そういえば、テレスと出会ったのとアルナードがあの村にやって来たのはほぼ同時期だった。
どうして気付かなかったのだろうか。
「テレスティア……か。綺麗な名前だな」
「ん……。今まで通り、テレスと呼んでくれ。お前の前では、貴族のテレスティアよりも、テレスでいたいんだ」
「分かったよ」
それから俺は、気になっていたことをテレスに聞いた。
それは大切な事ではあるけど、俺からテレスに聞くのは恥ずかしくて憚られる。それでも俺は、テレスに聞かなければならない。
「……ヴィレムに殺されそうになった後。俺は自分が何をしていたかという記憶が無い。ただ、ずっと海の中で溺れているような感覚だけを覚えている」
「…………」
「ただ、もう一つだけ、覚えている事があるんだ」
深く、暗く、冷たい海の底に沈んだ俺を引き上げてくれた人がいる。
温かくて、優しくて、俺の心を満たしてくれるような。
そんな感覚と、ある言葉を覚えている。
「……テレスの声が聞こえたんだ。寂しくて、辛くて、苦しくて、痛くて、寒くて、深海で藻掻く俺へ、テレスが声を掛けてくれたような、そんな気がするんだ」
「…………」
「その……『一緒にいてくれる』って」
それを聞く俺の顔はきっと赤かっただろう。
それと同時に、テレスの顔も赤かった。
「き、気のせい……」
反射的に、テレスが否定しようと口を動かしかけて、途中でそれを止めた。
赤い顔のまま、それでも優しい表情を浮かべて、テレスが言う。
その表情はいつか、俺に「他の奴なんて気にするな」と言ってくれた時のように、温かかった。

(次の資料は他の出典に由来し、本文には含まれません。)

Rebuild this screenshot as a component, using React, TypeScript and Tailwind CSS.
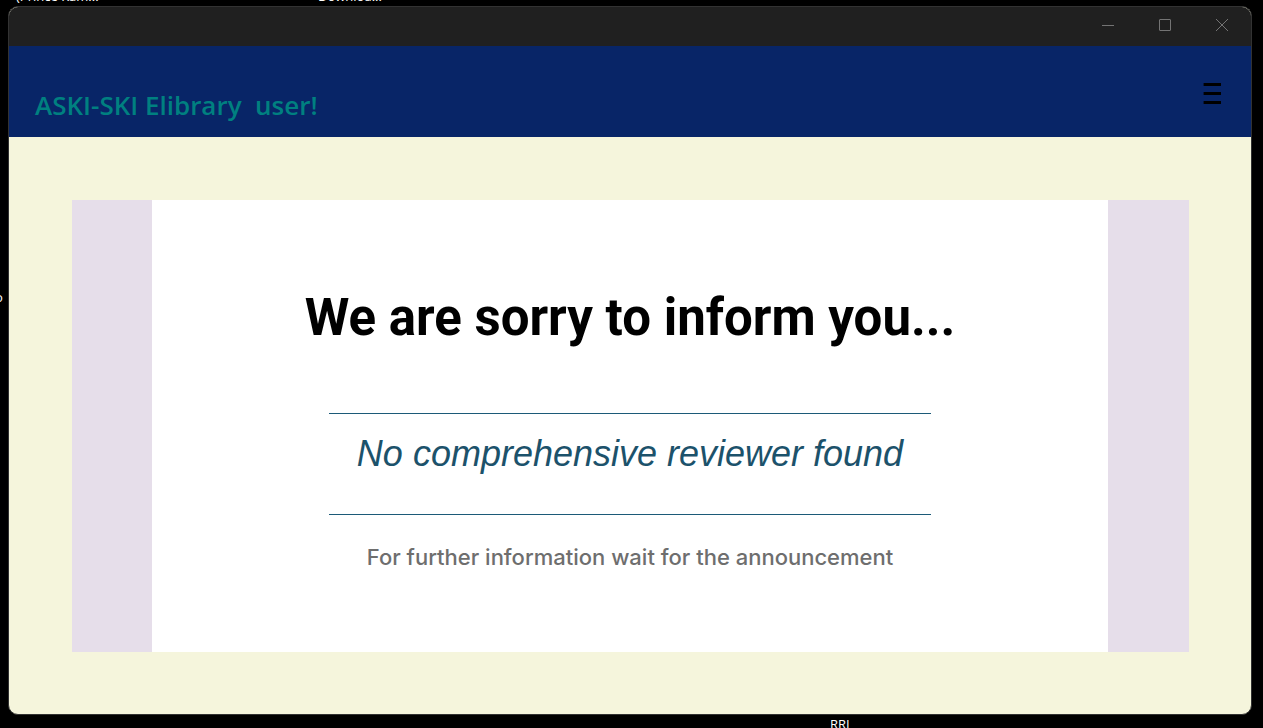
function DesktopLabels() {
  const label =
    "absolute whitespace-nowrap font-['Open_Sans',sans-serif] text-[13px] leading-4 text-white";
  return (
    <>
      <span className={`${label} -top-3 left-4`}>(Prince Kam...</span>
      <span className={`${label} -top-3 left-[318px]`}>Downloa...</span>
      <span className={`${label} top-[289px] left-0 -ml-[5px]`}>o</span>
      <span className={`${label} top-[716px] left-[830px]`}>RRL</span>
    </>
  );
}

function TitleBar() {
  const button = "flex h-full w-[57px] items-center justify-center";
  return (
    <div className="flex h-[39px] shrink-0 justify-end bg-[#202020] pr-px pb-1 text-[#747474]">
      <button type="button" aria-label="Minimize" className={button}>
        <svg width="12" height="12" viewBox="0 0 12 12" fill="none" stroke="currentColor">
          <path d="M0 6.5h12" />
        </svg>
      </button>
      <button type="button" aria-label="Maximize" className={button}>
        <svg width="12" height="12" viewBox="0 0 12 12" fill="none" stroke="currentColor">
          <rect x="0.5" y="0.5" width="11" height="11" rx="0.5" />
        </svg>
      </button>
      <button type="button" aria-label="Close" className={button}>
        <svg width="12" height="12" viewBox="0 0 12 12" fill="none" stroke="currentColor">
          <path d="M0 0l12 12M12 0L0 12" />
        </svg>
      </button>
    </div>
  );
}

function Header() {
  return (
    <header className="flex h-[91px] shrink-0 items-center justify-between bg-[#082567] pr-7 pl-[26px]">
      <h1 className="pt-[26px] font-['Open_Sans',sans-serif] text-[26px] leading-9 font-semibold whitespace-pre text-[#008080]">
        {"ASKI-SKI Elibrary  user!"}
      </h1>
      <button type="button" aria-label="Open menu" className="pt-1 text-black">
        <svg width="20" height="22" viewBox="0 0 20 22" fill="currentColor">
          <path d="M1 0h17v3h-17zM1 9h17v3h-17zM1 18h17v3h-17z" />
          <path d="M0 0h1v3h-1zM0 9h1v3h-1zM0 18h1v3h-1z" opacity="0.4" />
        </svg>
      </button>
    </header>
  );
}

function Notice() {
  return (
    <section className="flex flex-1 bg-[#e6deea] pr-[81px] pl-20">
      <div className="flex flex-1 flex-col items-center bg-white pt-[86px] text-center">
        <h2 className="font-['Roboto',sans-serif] text-[51px] leading-[64px] font-bold whitespace-nowrap text-black">
          We are sorry to inform you...
        </h2>
        <div className="mt-[63px] flex h-[102px] w-[602px] flex-col items-center border-y border-[#1c5a78] pt-[18px]">
          <p className="font-['Liberation_Sans',Arial,sans-serif] text-[36px] leading-[44px] whitespace-nowrap text-[#1c526b] italic">
            No comprehensive reviewer found
          </p>
        </div>
        <p className="mt-[26px] font-['Inter',sans-serif] text-[22px] leading-8 font-medium whitespace-nowrap text-[#6e6e6e]">
          For further information wait for the announcement
        </p>
      </div>
    </section>
  );
}

export default function App() {
  return (
    <div className="relative flex min-h-screen flex-col overflow-hidden bg-black pt-1.5 pr-[11px] pb-[13px] pl-2">
      <DesktopLabels />
      <div className="relative flex flex-1 flex-col overflow-hidden rounded-[10px] border border-[#323232] bg-[#f5f5dc]">
        <TitleBar />
        <Header />
        <main className="flex flex-1 flex-col pt-[63px] pr-[62px] pb-[62px] pl-[63px]">
          <Notice />
        </main>
      </div>
    </div>
  );
}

「あぁ……言ったよ。ウルグは寂しがり屋、だからな。私が居なかったら、寂しい……だろう?」
最後の方は、不安そうな声色だった。
それに対する俺の答えは、一つしかない。
「あぁ、寂しい」
「――――」
「テレスが居てくれなかったら、俺は寂しい。五年間、お前に会えなくてずっと寂しかった。テレスが俺に言ってくれた言葉は、今でも覚えてる。心の支え、だった」
「ウル、グ」
「だから、頼む。これからは、俺と一緒に居てくれないか」
「――――」
俺も存外、欲張りだったらしい。
ヤシロとレックスに満たされていたのに。
それでも、テレスにも一緒に居て欲しいと、思ってしまった。
「――うん」
その時のテレスの表情は、とろけるようだった。
「ちょ、もたれすぎですっ」
「おわぁ!」
がたん、と音を立てて、扉が開く。
開いた扉から自習室に入ってきたのは、ヤシロとレックスだった。
床に倒れた二人と、視線が合う。
テレスがきょとんとした表情を浮かべ、ヤシロが拗ねたような表情を浮かべ、レックスは何かムカつく笑みを浮かべていた。
「……お前達」
「……確か、ウルグの」
一体何をしてるんだ。
テレスは後で紹介するつもりだったのに、どうして今ここに来てるんだ。
「……テレスさん、ですよね」
「あぁ」
「私は――――」
そこから始まったのは、ヤシロからテレスへの宣戦布告だった。
何をどう競い合っているのかはいまいち分からないが、ヤシロの言葉に通じる物が合ったらしく、テレスはニヤリと不敵な笑みを浮かべてそれに応える。
ヤシロは何かに拗ねているのか、俺に怪我をさせたことを申し訳無さそうにしながらも、俺に何かを言って欲しそうな顔をしていた。
気が抜けるような、日常的で、平穏なやり取り。
ありふれていて、当たり前な時間だった。
だけどそれは俺にとって、かけがえの無いもので。
俺が求めた物が、今目の前にあった。